_MATERIAL_
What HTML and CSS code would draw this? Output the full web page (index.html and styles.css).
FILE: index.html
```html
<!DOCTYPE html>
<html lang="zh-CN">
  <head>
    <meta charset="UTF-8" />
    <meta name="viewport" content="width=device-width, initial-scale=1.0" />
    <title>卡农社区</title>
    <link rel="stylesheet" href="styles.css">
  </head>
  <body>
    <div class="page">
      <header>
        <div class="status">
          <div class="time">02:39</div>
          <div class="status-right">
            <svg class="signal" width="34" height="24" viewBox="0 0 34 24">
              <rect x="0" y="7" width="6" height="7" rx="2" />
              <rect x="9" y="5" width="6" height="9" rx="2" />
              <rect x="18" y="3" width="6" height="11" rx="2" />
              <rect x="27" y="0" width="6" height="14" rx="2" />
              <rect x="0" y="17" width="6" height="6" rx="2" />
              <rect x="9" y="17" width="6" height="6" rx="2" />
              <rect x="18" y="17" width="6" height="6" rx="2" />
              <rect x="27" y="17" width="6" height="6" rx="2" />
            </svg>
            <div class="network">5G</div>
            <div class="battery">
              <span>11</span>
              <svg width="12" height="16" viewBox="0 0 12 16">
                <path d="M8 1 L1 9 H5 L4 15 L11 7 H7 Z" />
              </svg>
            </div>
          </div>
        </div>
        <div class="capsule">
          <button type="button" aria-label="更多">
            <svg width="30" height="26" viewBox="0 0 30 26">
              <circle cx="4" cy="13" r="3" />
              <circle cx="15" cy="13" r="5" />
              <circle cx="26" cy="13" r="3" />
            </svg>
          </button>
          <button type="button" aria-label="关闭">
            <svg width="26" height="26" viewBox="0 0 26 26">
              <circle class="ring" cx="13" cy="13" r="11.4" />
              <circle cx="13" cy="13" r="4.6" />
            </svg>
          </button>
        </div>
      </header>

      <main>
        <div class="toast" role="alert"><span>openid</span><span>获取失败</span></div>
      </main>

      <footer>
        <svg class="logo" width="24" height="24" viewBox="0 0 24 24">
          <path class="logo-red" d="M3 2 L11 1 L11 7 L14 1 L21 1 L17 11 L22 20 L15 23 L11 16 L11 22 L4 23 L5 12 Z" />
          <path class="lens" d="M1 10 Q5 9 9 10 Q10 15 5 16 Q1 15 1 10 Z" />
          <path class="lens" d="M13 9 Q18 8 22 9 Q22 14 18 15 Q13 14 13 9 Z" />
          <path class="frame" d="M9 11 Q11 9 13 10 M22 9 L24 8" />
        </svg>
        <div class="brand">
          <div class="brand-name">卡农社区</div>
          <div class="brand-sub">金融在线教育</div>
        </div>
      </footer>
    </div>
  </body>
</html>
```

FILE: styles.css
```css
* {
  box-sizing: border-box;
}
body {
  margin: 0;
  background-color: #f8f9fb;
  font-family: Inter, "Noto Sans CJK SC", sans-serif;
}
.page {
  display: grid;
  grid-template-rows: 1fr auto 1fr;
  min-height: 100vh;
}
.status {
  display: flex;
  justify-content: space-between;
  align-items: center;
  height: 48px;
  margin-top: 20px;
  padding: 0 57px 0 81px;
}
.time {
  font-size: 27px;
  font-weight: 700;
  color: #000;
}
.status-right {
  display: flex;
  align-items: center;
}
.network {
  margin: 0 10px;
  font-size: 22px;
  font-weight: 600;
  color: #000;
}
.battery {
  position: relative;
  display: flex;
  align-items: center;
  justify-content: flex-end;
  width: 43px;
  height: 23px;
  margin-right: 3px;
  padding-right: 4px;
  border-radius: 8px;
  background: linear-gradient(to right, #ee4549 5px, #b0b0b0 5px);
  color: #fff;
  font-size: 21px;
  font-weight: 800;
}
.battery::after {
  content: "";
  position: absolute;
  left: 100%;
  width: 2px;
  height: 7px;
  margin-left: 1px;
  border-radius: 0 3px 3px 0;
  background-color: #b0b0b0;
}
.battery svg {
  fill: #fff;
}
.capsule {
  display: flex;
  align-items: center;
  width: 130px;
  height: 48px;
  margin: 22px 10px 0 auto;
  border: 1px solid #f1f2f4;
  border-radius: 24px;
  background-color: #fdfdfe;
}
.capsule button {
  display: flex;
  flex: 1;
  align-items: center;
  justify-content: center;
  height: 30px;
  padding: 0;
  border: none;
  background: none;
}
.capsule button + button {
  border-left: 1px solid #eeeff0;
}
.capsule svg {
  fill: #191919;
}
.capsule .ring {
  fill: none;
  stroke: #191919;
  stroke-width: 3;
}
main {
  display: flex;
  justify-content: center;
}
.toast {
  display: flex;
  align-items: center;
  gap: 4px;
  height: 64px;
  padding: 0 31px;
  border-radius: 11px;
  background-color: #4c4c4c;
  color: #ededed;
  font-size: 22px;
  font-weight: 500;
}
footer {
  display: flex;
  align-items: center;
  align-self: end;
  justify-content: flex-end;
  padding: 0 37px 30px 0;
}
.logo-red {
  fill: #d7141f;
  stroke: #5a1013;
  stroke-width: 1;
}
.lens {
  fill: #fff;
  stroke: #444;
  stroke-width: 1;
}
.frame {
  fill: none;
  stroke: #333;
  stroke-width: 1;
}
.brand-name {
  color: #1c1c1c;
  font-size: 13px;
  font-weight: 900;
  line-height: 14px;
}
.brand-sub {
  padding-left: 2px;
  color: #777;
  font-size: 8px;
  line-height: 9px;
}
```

_PROMPT_
Reproduce the material above, every line of it, exactly.

_RESULT FOR THIS EXERCISE_
What HTML and CSS code would draw this? Output the full web page (index.html and styles.css).
FILE: index.html
```html
<!DOCTYPE html>
<html lang="zh-CN">
  <head>
    <meta charset="UTF-8" />
    <meta name="viewport" content="width=device-width, initial-scale=1.0" />
    <title>卡农社区</title>
    <link rel="stylesheet" href="styles.css">
  </head>
  <body>
    <div class="page">
      <header>
        <div class="status">
          <div class="time">02:39</div>
          <div class="status-right">
            <svg class="signal" width="34" height="24" viewBox="0 0 34 24">
              <rect x="0" y="7" width="6" height="7" rx="2" />
              <rect x="9" y="5" width="6" height="9" rx="2" />
              <rect x="18" y="3" width="6" height="11" rx="2" />
              <rect x="27" y="0" width="6" height="14" rx="2" />
              <rect x="0" y="17" width="6" height="6" rx="2" />
              <rect x="9" y="17" width="6" height="6" rx="2" />
              <rect x="18" y="17" width="6" height="6" rx="2" />
              <rect x="27" y="17" width="6" height="6" rx="2" />
            </svg>
            <div class="network">5G</div>
            <div class="battery">
              <span>11</span>
              <svg width="12" height="16" viewBox="0 0 12 16">
                <path d="M8 1 L1 9 H5 L4 15 L11 7 H7 Z" />
              </svg>
            </div>
          </div>
        </div>
        <div class="capsule">
          <button type="button" aria-label="更多">
            <svg width="30" height="26" viewBox="0 0 30 26">
              <circle cx="4" cy="13" r="3" />
              <circle cx="15" cy="13" r="5" />
              <circle cx="26" cy="13" r="3" />
            </svg>
          </button>
          <button type="button" aria-label="关闭">
            <svg width="26" height="26" viewBox="0 0 26 26">
              <circle class="ring" cx="13" cy="13" r="11.4" />
              <circle cx="13" cy="13" r="4.6" />
            </svg>
          </button>
        </div>
      </header>

      <main>
        <div class="toast" role="alert"><span>openid</span><span>获取失败</span></div>
      </main>

      <footer>
        <svg class="logo" width="24" height="24" viewBox="0 0 24 24">
          <path class="logo-red" d="M3 2 L11 1 L11 7 L14 1 L21 1 L17 11 L22 20 L15 23 L11 16 L11 22 L4 23 L5 12 Z" />
          <path class="lens" d="M1 10 Q5 9 9 10 Q10 15 5 16 Q1 15 1 10 Z" />
          <path class="lens" d="M13 9 Q18 8 22 9 Q22 14 18 15 Q13 14 13 9 Z" />
          <path class="frame" d="M9 11 Q11 9 13 10 M22 9 L24 8" />
        </svg>
        <div class="brand">
          <div class="brand-name">卡农社区</div>
          <div class="brand-sub">金融在线教育</div>
        </div>
      </footer>
    </div>
  </body>
</html>
```

FILE: styles.css
```css
* {
  box-sizing: border-box;
}
body {
  margin: 0;
  background-color: #f8f9fb;
  font-family: Inter, "Noto Sans CJK SC", sans-serif;
}
.page {
  display: grid;
  grid-template-rows: 1fr auto 1fr;
  min-height: 100vh;
}
.status {
  display: flex;
  justify-content: space-between;
  align-items: center;
  height: 48px;
  margin-top: 20px;
  padding: 0 57px 0 81px;
}
.time {
  font-size: 27px;
  font-weight: 700;
  color: #000;
}
.status-right {
  display: flex;
  align-items: center;
}
.network {
  margin: 0 10px;
  font-size: 22px;
  font-weight: 600;
  color: #000;
}
.battery {
  position: relative;
  display: flex;
  align-items: center;
  justify-content: flex-end;
  width: 43px;
  height: 23px;
  margin-right: 3px;
  padding-right: 4px;
  border-radius: 8px;
  background: linear-gradient(to right, #ee4549 5px, #b0b0b0 5px);
  color: #fff;
  font-size: 21px;
  font-weight: 800;
}
.battery::after {
  content: "";
  position: absolute;
  left: 100%;
  width: 2px;
  height: 7px;
  margin-left: 1px;
  border-radius: 0 3px 3px 0;
  background-color: #b0b0b0;
}
.battery svg {
  fill: #fff;
}
.capsule {
  display: flex;
  align-items: center;
  width: 130px;
  height: 48px;
  margin: 22px 10px 0 auto;
  border: 1px solid #f1f2f4;
  border-radius: 24px;
  background-color: #fdfdfe;
}
.capsule button {
  display: flex;
  flex: 1;
  align-items: center;
  justify-content: center;
  height: 30px;
  padding: 0;
  border: none;
  background: none;
}
.capsule button + button {
  border-left: 1px solid #eeeff0;
}
.capsule svg {
  fill: #191919;
}
.capsule .ring {
  fill: none;
  stroke: #191919;
  stroke-width: 3;
}
main {
  display: flex;
  justify-content: center;
}
.toast {
  display: flex;
  align-items: center;
  gap: 4px;
  height: 64px;
  padding: 0 31px;
  border-radius: 11px;
  background-color: #4c4c4c;
  color: #ededed;
  font-size: 22px;
  font-weight: 500;
}
footer {
  display: flex;
  align-items: center;
  align-self: end;
  justify-content: flex-end;
  padding: 0 37px 30px 0;
}
.logo-red {
  fill: #d7141f;
  stroke: #5a1013;
  stroke-width: 1;
}
.lens {
  fill: #fff;
  stroke: #444;
  stroke-width: 1;
}
.frame {
  fill: none;
  stroke: #333;
  stroke-width: 1;
}
.brand-name {
  color: #1c1c1c;
  font-size: 13px;
  font-weight: 900;
  line-height: 14px;
}
.brand-sub {
  padding-left: 2px;
  color: #777;
  font-size: 8px;
  line-height: 9px;
}
```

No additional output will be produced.